Ah, this is interesting. There would be a refractive effect, wouldn’t there? But as I try to imagine this it seems it would aim sound back to the ground in the downwind direction, and aim it up to the sky in the upwind direction, wouldn’t it? Is this a mechanism for improving distance in the downwind direction only???
“Pushes” was perhaps not a great word choice - but that indeed sound travel faster as its waves propagate both at its own velocity and the velocity of the medium in which it is being propagated - that first explanation offered in post#4 - the result of which is that a wind gradient will cause the refraction being discussed. Enough refraction and internal reflection can result, which apparently does occur in some temperature inversion circumstances. It appears that sound that would have gone upwards and have been dispersed is instead being refracted back earthward by the wind gradient is the bigger contributer to the distance a sound can travel in higher wind conditions than is the fact that sound travels faster in higher wind by itself. Which is what you said I think.
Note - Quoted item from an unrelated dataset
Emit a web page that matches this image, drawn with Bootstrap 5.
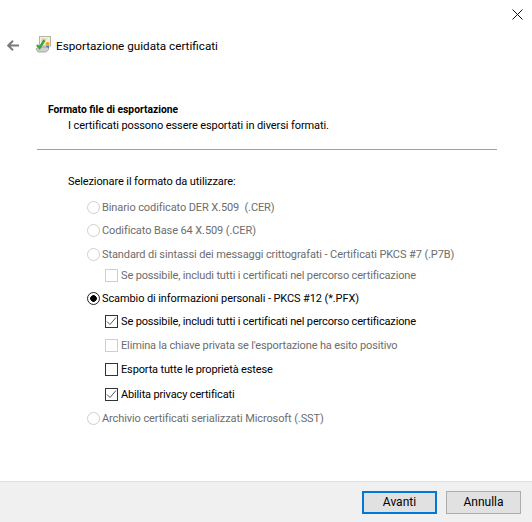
<!DOCTYPE html>
<html lang="it">
<head>
<meta charset="utf-8">
<title>Esportazione guidata certificati</title>
<link href="https://cdn.jsdelivr.net/npm/bootstrap@5.3.0/dist/css/bootstrap.min.css" rel="stylesheet">
<style>
html,body{height:100%;}
body{font-family:Roboto,"Liberation Sans",sans-serif;font-size:11px;letter-spacing:-.1px;color:#000;background:#fff;line-height:16px;overflow:hidden;}
.wiz{width:532px;height:522px;}
.closebar{height:37px;padding-right:9px;padding-top:9px;}
.headbar{height:16px;padding-left:7px;}
.backico{margin-right:16px;}
.certico{margin-right:5px;margin-top:-1px;}
.wiztitle{font-size:11.7px;letter-spacing:0;padding-top:1px;}
.content{padding-top:48px;}
.secttitle{padding-left:48px;padding-top:1px;font-weight:700;font-size:10.3px;letter-spacing:0;height:16px;}
.sectsub{padding-left:68px;padding-top:1px;height:16px;}
.rule{margin:16px 35px 0 37px;border:0;border-top:1px solid #a0a0a0;opacity:1;}
.prompt{padding-left:68px;padding-top:1px;margin-top:23px;height:16px;}
.optlist{margin-top:10px;}
.optrow{height:16px;margin:0;padding:0;min-height:0;display:flex;align-items:center;}
.lvl1{padding-left:87px;}
.lvl2{padding-left:105px;}
.g5{margin-top:5px;}.g7{margin-top:7px;}.g8{margin-top:8px;}.g9{margin-top:9px;}
.optrow .form-check-input{float:none;margin:0 2px 0 0;flex:none;border:1px solid #333;background-color:#fff;box-shadow:none;opacity:1;}
.optrow .form-check-input[type=radio]{width:13px;height:13px;border-radius:50%;background-image:none;}
.optrow .form-check-input[type=checkbox]{width:13px;height:13px;border-radius:0;margin-right:3px;}
.optrow .form-check-input[type=radio]:checked{background-color:#fff;border-color:#222;background-image:radial-gradient(circle at center,#000 0,#000 3px,transparent 3.6px);}
.optrow .form-check-input[type=checkbox]:checked{background-color:#fff;border-color:#333;background-image:url("data:image/svg+xml,%3csvg xmlns='http://www.w3.org/2000/svg' viewBox='0 0 11 11'%3e%3cpath fill='none' stroke='%23444' stroke-width='.9' d='M1 5.5l3 3 6-7'/%3e%3c/svg%3e");background-size:11px 11px;}
.optrow .form-check-input:disabled{border-color:#cfcfcf;}
.optrow .form-check-label{opacity:1;color:#000;white-space:nowrap;padding-top:2px;}
.optrow .form-check-input:disabled~.form-check-label{color:#6d6d6d;opacity:1;}
.lvl2 .form-check-label{letter-spacing:-.15px;}
.footbar{height:41px;background:#f0f0f0;border-top:1px solid #dfdfdf;padding:9px 11px 0 0;gap:9px;}
.wizbtn{width:75px;height:23px;padding:0;border-radius:0;font-size:12px;letter-spacing:0;line-height:17px;color:#000;background:#e1e1e1;border:1px solid #adadad;}
.wizbtn.isdefault{border:2px solid #0078d7;}
</style>
</head>
<body>
<div class="wiz d-flex flex-column">
  <div class="closebar d-flex justify-content-end">
    <svg width="11" height="11" viewBox="0 0 11 11"><path d="M.5.5l10 10M10.5.5l-10 10" stroke="#111" stroke-width="1" fill="none"/></svg>
  </div>
  <div class="headbar d-flex align-items-center">
    <svg class="backico" width="12" height="11" viewBox="0 0 12 11"><path d="M12 5.5H1.5M6 .8L1.2 5.5 6 10.2" stroke="#7a7a7a" stroke-width="1.9" fill="none"/></svg>
    <svg class="certico" width="16" height="17" viewBox="0 0 16 17">
      <rect x="4.5" y="0.5" width="11" height="9.5" fill="#f3f0dc" stroke="#b8b39a"/>
      <path d="M6 3h6M6 5h4" stroke="#cfcab0"/>
      <circle cx="12.5" cy="8" r="2" fill="#f0a41e"/>
      <rect x="11" y="10" width="3" height="2" fill="#3b7dd8"/>
      <path d="M1 13l3-2h8l2 2-3 3H3z" fill="#cfd2d0" stroke="#8d9190" stroke-width=".7"/>
      <path d="M2 9l2.6 3L9.5 4" stroke="#41a33a" stroke-width="2.4" fill="none"/>
    </svg>
    <span class="wiztitle">Esportazione guidata certificati</span>
  </div>
  <main class="content flex-grow-1">
    <div class="secttitle">Formato file di esportazione</div>
    <div class="sectsub">I certificati possono essere esportati in diversi formati.</div>
    <hr class="rule">
    <div class="prompt">Selezionare il formato da utilizzare:</div>
    <div class="optlist">
      <div class="form-check optrow lvl1"><input class="form-check-input" type="radio" name="fmt" id="r1" disabled><label class="form-check-label" for="r1">Binario codificato DER X.509 &nbsp;(.CER)</label></div>
      <div class="form-check optrow lvl1 g7"><input class="form-check-input" type="radio" name="fmt" id="r2" disabled><label class="form-check-label" for="r2">Codificato Base 64 X.509 (.CER)</label></div>
      <div class="form-check optrow lvl1 g8"><input class="form-check-input" type="radio" name="fmt" id="r3" disabled><label class="form-check-label" for="r3">Standard di sintassi dei messaggi crittografati - Certificati PKCS #7 (.P7B)</label></div>
      <div class="form-check optrow lvl2 g5"><input class="form-check-input" type="checkbox" id="c1" disabled><label class="form-check-label" for="c1">Se possibile, includi tutti i certificati nel percorso certificazione</label></div>
      <div class="form-check optrow lvl1 g7"><input class="form-check-input" type="radio" name="fmt" id="r4" checked><label class="form-check-label" for="r4">Scambio di informazioni personali - PKCS #12 (*.PFX)</label></div>
      <div class="form-check optrow lvl2 g7"><input class="form-check-input" type="checkbox" id="c2" checked><label class="form-check-label" for="c2">Se possibile, includi tutti i certificati nel percorso certificazione</label></div>
      <div class="form-check optrow lvl2 g8"><input class="form-check-input" type="checkbox" id="c3" disabled><label class="form-check-label" for="c3">Elimina la chiave privata se l'esportazione ha esito positivo</label></div>
      <div class="form-check optrow lvl2 g8"><input class="form-check-input" type="checkbox" id="c4"><label class="form-check-label" for="c4">Esporta tutte le proprietà estese</label></div>
      <div class="form-check optrow lvl2 g9"><input class="form-check-input" type="checkbox" id="c5" checked><label class="form-check-label" for="c5">Abilita privacy certificati</label></div>
      <div class="form-check optrow lvl1 g8"><input class="form-check-input" type="radio" name="fmt" id="r5" disabled><label class="form-check-label" for="r5">Archivio certificati serializzati Microsoft (.SST)</label></div>
    </div>
  </main>
  <footer class="footbar d-flex justify-content-end align-items-start">
    <button type="button" class="btn wizbtn isdefault">Avanti</button>
    <button type="button" class="btn wizbtn">Annulla</button>
  </footer>
</div>
<script src="https://cdn.jsdelivr.net/npm/bootstrap@5.3.0/dist/js/bootstrap.bundle.min.js"></script>
</body>
</html>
Yes, Napier, these facts mean farther traveling downwind and less far upwind of the sound source.
Interestingly enough this would predict that a temperature inversion circumstance in which there is still air at ground level but brisk wind speeds above the “cap” would likely result in sound traveling quite far indeed, as the wind gradient would be large especially because the ground speed was so low. (In addition to the temperature inversion aspect itself.) Right?
>Right?
Over small distances, radiating signals have a strength that falls off proportionally to distance squared. However, if sound mostly radiated in a plane because these effects prevented its dispersion vertically, its strength would fall of proportionally to distance, not squared. By the same logic, sound traveling along a pipe would not fall off at all. There are, though, imperfections in these systems that make sound fall off somewhat worse than they predict.